Crackling Spice Cornbread
Thanksgiving, like for most of us Americans, is my favorite holiday. I look forward every year to India-fying our thanksgiving menu. It is a total blast figuring out how I can insert ginger, cumin, coriander, mustard seeds, and well, the list goes on, into every menu item. I certainly have some dishes on repeat (check out my ginger cranberry sauce), but this year I'm really challenging myself to rework some classics.
I've been working on this one for awhile. In this recipe, I wanted to emulate the creamy spoonbread my aunt made us every Thanksgiving, without dumping a can of creamed corn into a bowl of processed cornmeal mix. Alas, I've finally achieved cornbread heaven: a yummy, creamy interior made so with buttermilk and greek yogurt. a crunchy, crackly exterior made so with brown butter. and most importantly, aleppo pepper, fennel seed, and cumin seed baked into that crispy crust as a little spicy surprise. Never fear - this cornbread is not fiery, and will not destroy the palate of your Thanksgiving guests. Hopefully, this adds just the right mellow heat, along with some interesting flavors from fennel and cumin seed to complement that big brown bird.

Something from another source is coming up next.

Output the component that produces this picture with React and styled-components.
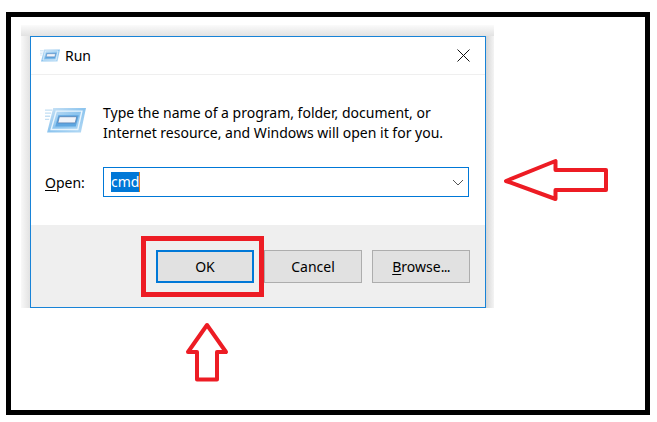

Luckily, this yummy cornbread is not time consuming - 20 minutes or less of active time, with a baking time of 30-40 minutes. A perfectly quick thanksgiving side dish!
4 tbsp unsalted butter
1/2 tbsp aleppo pepper (or 1 tbsp if you like some heat)
2 tsp fennel seed
2 tsp cumin seed
1 cup sifted white all-purpose flour
3/4 cup bob's red mill medium grind cornmeal
1/2 cup bob's red mill dark rye flour
1/2 cup bob's red mill wheat germ
1 3/4 tsp sea salt or kosher salt
heaping 1/4 cup dark brown sugar
1/2 tsp baking soda
3/4 tbsp baking powder
scant 1 cup buttermilk
3/4 cup full fat greek yogurt
1 large egg
2 cups fresh corn kernels (frozen works if you can't find fresh)
Preheat oven to 375. Place cast-iron skillet in the oven with 4 tablespoons of butter.
Toast wheat germ in a skillet over low-medium heat, swirling the pan frequently. The wheat germ should begin to lightly brown and give off a wonderfully nutty aroma, at which point remove from heat. Add the dry ingredients all together in a large bowl and toss well until evenly distributed. In a separate bowl, whisk the wet ingredients together. If using frozen corn, let corn come to room temperature before mixing. Combine the dry and wet ingredients together with a wooden spoon, mixing evenly.
After the skillet has been in the oven for 10-12 minutes, remove. Lower temperature of oven to 350. Swirl the pan so the butter coats the entire skillet, including the sides. Sprinkle aleppo pepper, cumin seeds, and fennel seeds evenly over the pan. Pour batter into the skillet. Place in oven for 30-35 minutes, or until cake tester comes out clean. Do not overcook - a little under is better than a little over. The top of the cornbread should be lightly browned, and the edges dark brown and crisp.
If you'd like, glaze the top with a little bit of melted honey. I didn't do that...but in writing this now, wish I had!
Serves 8-10 as a side. Active time 15-20 minutes, before baking.